More history: On the Manhattan leap.
Towards the end of 1975, I moved into a 3,000-square-foot loft on Bowery between Houston and Prince. My good friend, the brilliant painter Billy Sullivan, shared part of the space and was very generous in introducing me to many artists and writers, many of whom became lifelong friends. Billy lives with the legendary curator and writer Klaus Kertess, and it was through Klaus that I had a studio visit from Mary Boone, who included me in a three-person show with Ross Bleckner and Stephen Mueller in 1979. This would be the beginning of my exhibition history in New York. Being included in the Whitney Biennial is, of course, a milestone for any artist, but I can’t truthfully say it was game changing.

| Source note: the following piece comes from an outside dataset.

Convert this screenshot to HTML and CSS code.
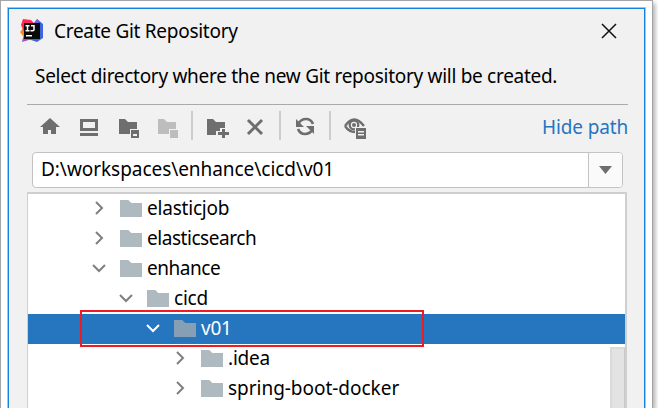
FILE: index.html
```html
<!DOCTYPE html>
<html lang="en">
<head>
<meta charset="utf-8">
<title>Create Git Repository</title>
<link rel="stylesheet" href="styles.css">
</head>
<body>
<svg class="defs" width="0" height="0">
  <symbol id="folder" viewBox="0 0 22 17"><path d="M0 0h8.3l3 3H22v14H0z"/></symbol>
  <symbol id="right" viewBox="0 0 14 14"><path d="M4 1l6 6-6 6"/></symbol>
  <symbol id="down" viewBox="0 0 14 14"><path d="M1 4l6 6 6-6"/></symbol>
</svg>
<div class="frame">
  <main class="dialog">
    <header class="titlebar">
      <svg class="logo" width="24" height="24" viewBox="0 0 24 24">
        <path fill="#ff8a1c" d="M4 8L0 13l3 4 6-7z"/>
        <path fill="#ff2857" d="M3 0l8 1 4 4-3 8H4L1 6z"/>
        <path fill="#b043c8" d="M4 15l-2 8 10-3V10z"/>
        <path fill="#3c66e0" d="M17 0l6 5v14l-6 4-9-3 8-10z"/>
        <path fill="#7d5bdc" d="M17 0l-4 5 4 4 2-7z"/>
        <rect x="4" y="4" width="16" height="16" fill="#090909"/>
        <path fill="none" stroke="#fff" stroke-width="1.5" d="M5.500 6.700h4M7.500 6.700v5M5.500 11.800h4M11 6.700h3v3.800q0 1.300-1.300 1.300H10.500M6 16.700h6"/>
      </svg>
      <h1 class="title">Create Git Repository</h1>
      <svg class="close" width="16" height="16" viewBox="0 0 16 16"><path d="M1 1l14 14M15 1L1 15"/></svg>
    </header>
    <p class="message">Select directory where the new Git repository will be created.</p>
    <div class="toolbar">
      <svg class="tools" width="330" height="30" viewBox="0 0 330 30">
        <path d="M13 7L3 16h3v7h5v-4h3v4h5v-7h4z"/>
        <path fill-rule="evenodd" d="M43 8h18v12H43zM46 11v6h12v-6zM43 22h18v3H43z"/>
        <path d="M82 8h6l3 3h9v7h-7v5H82z"/>
        <path fill-rule="evenodd" d="M94 19h8v8h-8zM96 23v2h4v-2z"/>
        <g class="disabled"><path d="M121 8h6l3 3h9v7h-7v5h-11z"/><path d="M133 19h8v8h-8z"/></g>
        <path d="M170 8h6l3 3h9v6h-5v3h-4v4h-9z"/>
        <path d="M185 18h3v3h4v3h-4v3h-3v-3h-4v-3h4z"/>
        <path class="line" d="M211 9l14 14M225 9l-14 14"/>
        <path class="line ring" d="M261 13q3-5 8-5 5 0 7 5M276 18q-3 5-8 5-5 0-7-5"/>
        <path d="M259 8v8h8zM277 15v8l-8-8z"/>
        <path class="line eye" d="M308 15q9-13 19 0M308 15q4 6 10 6"/>
        <circle class="line eye" cx="317" cy="14" r="4.300"/><circle cx="317" cy="14" r="2"/>
        <path class="knock" d="M318 16h12v13h-12z"/>
        <path fill-rule="evenodd" d="M319 17h10v11h-10zM321 20v1.500h6v-1.500zM321 23v1.500h6v-1.500z"/>
        <path class="sep" d="M154 0h2v29h-2zM242 0h2v29h-2zM292 0h2v29h-2z"/>
      </svg>
      <a class="hide">Hide path</a>
    </div>
    <div class="combo">
      <span class="path">D:\workspaces\enhance\cicd\v01</span>
      <span class="arrow"><svg width="13" height="8" viewBox="0 0 13 8"><path d="M0 0h13L6.500 8z"/></svg></span>
    </div>
    <div class="tree">
      <div class="row l1"><svg class="chev"><use href="#right"/></svg><svg class="folder"><use href="#folder"/></svg><span class="label">elasticjob</span></div>
      <div class="row l1"><svg class="chev"><use href="#right"/></svg><svg class="folder"><use href="#folder"/></svg><span class="label tight">elasticsearch</span></div>
      <div class="row l1"><svg class="chev"><use href="#down"/></svg><svg class="folder"><use href="#folder"/></svg><span class="label tight">enhance</span></div>
      <div class="row l2"><svg class="chev"><use href="#down"/></svg><svg class="folder"><use href="#folder"/></svg><span class="label">cicd</span></div>
      <div class="row l3 selected"><svg class="chev"><use href="#down"/></svg><svg class="folder"><use href="#folder"/></svg><span class="label">v01</span></div>
      <div class="row l4"><svg class="chev"><use href="#right"/></svg><svg class="folder"><use href="#folder"/></svg><span class="label">.idea</span></div>
      <div class="row l4"><svg class="chev"><use href="#right"/></svg><svg class="folder"><use href="#folder"/></svg><span class="label wide">spring-boot-docker</span></div>
      <div class="highlight"></div>
      <div class="scrollbar"></div>
    </div>
  </main>
</div>
</body>
</html>
```
FILE: styles.css
```css
* { box-sizing: border-box; }
body { margin: 0; width: 658px; height: 408px; overflow: hidden; background: #fff; color: #000; font: 19px/30px "Noto Sans", "Open Sans", sans-serif; }
.defs { position: absolute; }
.frame { width: 653px; height: 408px; border: 1px solid #a5a5a5; border-bottom: 0; padding: 6px 6px 0; background: #fff; box-shadow: 2px 3px 5px #aaa; }
.dialog { width: 639px; height: 401px; overflow: hidden; border: 1px solid #c4bdb5; border-bottom: 0; background: #f1f1f1; box-shadow: inset 1px 1px #1683dc, inset -1px 0 #1683dc; padding: 1px 1px 0; }
.titlebar { height: 44px; display: flex; align-items: center; padding: 0 27px 0 11px; }
.logo { flex: none; }
.title { margin: 0 auto 0 10px; font-size: 19px; font-weight: 400; letter-spacing: -.28px; white-space: nowrap; }
.close { fill: none; stroke: #111; stroke-width: 1.5; }
.message { margin: 8px 0 0 26px; height: 43px; white-space: nowrap; letter-spacing: -.29px; }
.toolbar { margin: 0 16px 0 18px; height: 48px; border-top: 1px solid #aaa; display: flex; justify-content: space-between; padding-top: 6px; }
.tools { margin-left: 10px; fill: #6e6e6e; overflow: visible; }
.tools .line { fill: none; stroke: #6e6e6e; stroke-width: 3; }
.tools .eye { stroke-width: 2.3; }
.tools .ring { stroke-width: 2.7; }
.tools .disabled { fill: #bdbdbd; }
.tools .sep { fill: #cdcdcd; }
.tools .knock { fill: #f1f1f1; }
.hide { padding-top: 1px; color: #2675bf; letter-spacing: -.15px; }
.combo { margin-left: 23px; width: 591px; height: 36px; border: 1px solid #c3c3c3; border-radius: 4px; display: flex; justify-content: space-between; background: #fff; overflow: hidden; }
.path { padding: 1px 0 0 8px; letter-spacing: -.05px; }
.arrow { width: 34px; border-left: 1px solid #c3c3c3; background: #fafafa; display: flex; align-items: center; justify-content: center; fill: #6e6e6e; }
.tree { position: relative; margin: 4px 0 0 18px; width: 600px; height: 216px; border: solid #cfcfcf; border-width: 2px 2px 0 1px; background: #fff; overflow: hidden; }
.row { height: 30px; display: flex; align-items: center; white-space: nowrap; letter-spacing: -.2px; }
.label { padding-bottom: 2px; }
.tight { letter-spacing: -.45px; }
.wide { letter-spacing: -.03px; }
.chev { width: 14px; height: 14px; margin: -2px 14px 0 0; fill: none; stroke: #7f7f7f; stroke-width: 2; }
.folder { width: 22px; height: 17px; margin: 0 5px 1px 0; fill: #afb9c0; }
.l1 { padding-left: 64px; }
.l2 { padding-left: 91px; }
.l3 { padding-left: 118px; }
.l4 { padding-left: 145px; }
.selected { background: #2675bf; color: #fff; }
.selected .chev { stroke: #fff; }
.selected .folder { fill: #879fb4; }
.highlight { position: absolute; left: 52px; top: 116px; width: 344px; height: 37px; border: 2px solid #ed1c24; }
.scrollbar { position: absolute; right: 0; top: 153px; width: 15px; height: 80px; background: #e3e3e3; border: 2px solid #dadada; border-right: 1px solid #c8c8c8; }
```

It was more as if I felt like part of a family of young artists for whom New York was there to be a community. I don’t even know if that feeling exists any longer.

Parting thought.
Clearly cities have become increasingly inhospitable to anyone for whom spending enormous sums of money on real estate is a problem. Of course, most artists would fall into that group. I would sincerely hope that Houston doesn’t continue to turn a blind eye to the real estate needs of its artists. Houston is in an enviable position at this moment to develop neighborhoods in which artists could be offered equity in their spaces and, at the same time, because of the artists’ presence, attract tenants. This would only work if it were an integrated neighborhood, not just a building.